FTC likely to eliminate the exemption

The Federal Trade Commission (“FTC”) is considering a proposed amendment to the Telemarketing Sales Rule (“TSR”) that would broaden the rule’s scope by prohibiting material misrepresentations and false or misleading statements in business-to-business (“B2B”) transactions.

The original TSR exempted nearly all B2B calls except those selling office and cleaning supplies to other businesses. The FTC decided not to exempt office and cleaning supply sales calls because, at the time those calls were by far the most significant B2B problem. But the FTC reserved the right to reconsider that position if additional B2B telemarketing activities became problematic.

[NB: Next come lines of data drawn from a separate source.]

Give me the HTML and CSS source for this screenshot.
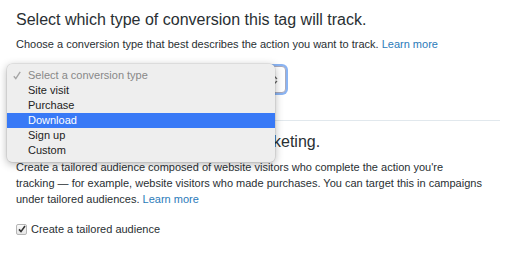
FILE: index.html
```html
<!DOCTYPE html>
<html>
<head>
<meta charset="utf-8">
<title>Conversion tag</title>
<link rel="stylesheet" href="styles.css">
</head>
<body>
<div class="page">
    <h2 class="title">Select which type of conversion this tag will track.</h2>
    <p class="hint">Choose a conversion type that best describes the action you want to track. <a href="#">Learn more</a></p>

    <div class="select_wrap">
        <div class="select">
            <svg class="arrows" width="7" height="10" viewBox="0 0 7 10"><path d="M1 4 L3.5 1.5 L6 4 M1 6 L3.5 8.5 L6 6" fill="none" stroke="#666" stroke-width="1.3"/></svg>
        </div>
        <ul class="menu">
            <li class="placeholder"><svg class="tick" width="8" height="9" viewBox="0 0 8 9"><path d="M0.8 5.2 L2.8 7.6 L7.2 0.8" fill="none" stroke="#a5a5a5" stroke-width="1.4"/></svg>Select a conversion type</li>
            <li>Site visit</li>
            <li>Purchase</li>
            <li class="active">Download</li>
            <li>Sign up</li>
            <li>Custom</li>
        </ul>
    </div>

    <div class="rule"></div>

    <h2 class="title second">Create a tailored audience for remarketing.</h2>
    <p class="text">Create a tailored audience composed of website visitors who complete the action you're tracking — for example, website visitors who made purchases. You can target this in campaigns under tailored audiences. <a href="#">Learn more</a></p>

    <label class="check">
        <span class="box"><svg width="8" height="8" viewBox="0 0 8 8"><path d="M1 4.4 L3 6.6 L7 1" fill="none" stroke="#333" stroke-width="1.6"/></svg></span>
        Create a tailored audience
    </label>
</div>
</body>
</html>
```

FILE: styles.css
```css
body { margin: 0; background: #fff; font-family: "Liberation Sans", Arial, sans-serif; color: #292f33; }
a { color: #2b7bb9; text-decoration: none; }
ul { margin: 0; padding: 0; } li { list-style: none; }

.page { width: 484px; padding: 10px 0 0 16px; }
.title { margin: 0; font-size: 16px; font-weight: normal; line-height: 20px; }
.hint { margin: 6px 0 0; font-size: 11px; line-height: 16px; }

.select_wrap { position: relative; width: 270px; margin-top: 14px; }
.select { height: 25px; border: 1px solid #aab; border-radius: 4px; background: #fff; box-shadow: 0 0 0 2px #8ab4f3; position: relative; }
.select .arrows { position: absolute; right: 7px; top: 8px; }

.menu { position: absolute; left: -9px; top: -2px; width: 268px; padding: 4px 0; background: #eeeeee; border-radius: 5px; box-shadow: 0 2px 9px rgba(0,0,0,0.3), 0 0 0 0.5px rgba(0,0,0,0.12); z-index: 10; font-size: 11px; color: #222; }
.menu li { height: 15px; line-height: 15px; padding-left: 21px; position: relative; }
.menu .placeholder { color: #888; }
.menu .tick { position: absolute; left: 6px; top: 3px; }
.menu .active { background: #3879f6; color: #fff; }

.rule { height: 1px; background: #e1e8ed; margin-top: 27px; }
.second { margin-top: 11px; }
.text { margin: 7px 0 0; font-size: 11px; line-height: 16px; width: 467px; }

.check { display: flex; align-items: center; gap: 4px; margin-top: 14px; font-size: 11px; line-height: 16px; }
.check .box { width: 9px; height: 9px; border: 1px solid #b5b5b5; border-radius: 2px; background: linear-gradient(#fafafa, #e6e6e6); display: flex; align-items: center; justify-content: center; }
```
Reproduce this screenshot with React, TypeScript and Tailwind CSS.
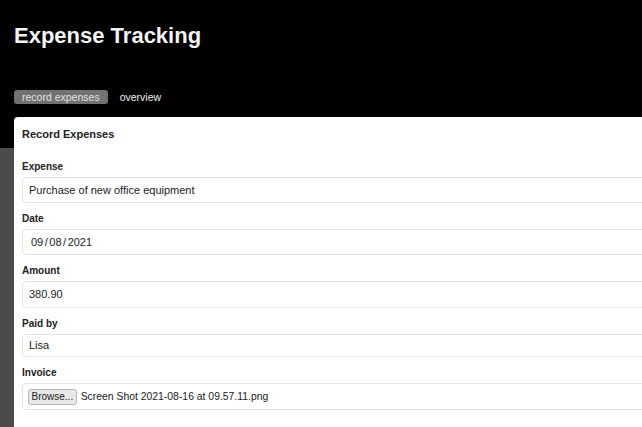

Under that reservation of rights, the FTC now states that deceptive B2B telemarketing comes in many forms and should be curtailed more proactively. These deceptions include schemes to sell business directory listings, web hosting and design services, search engine optimization and market-specific advertising opportunities as well as schemes that impersonate the government. For example, in 2016, the FTC filed suit against a company that impersonated government officials by employing telemarketers who identified themselves as having government affiliation. The company deceived owners and operators of tractor-trailer trucks and other commercial vehicles into paying them fees for filing federal and state motor carrier registrations.

In light of these emerging concerns, the FTC has issued a notice of proposed rulemaking indicating that it is considering removing the B2B exemption from the TSR, possibly in its entirety. The FTC believes that a prohibition on deceptive B2B conduct will not burden marketers because the FTC Act already prohibits businesses from making misrepresentations and false or misleading statements. Businesses have until August 2, 2022 to submit comments to the FTC concerning this proposal.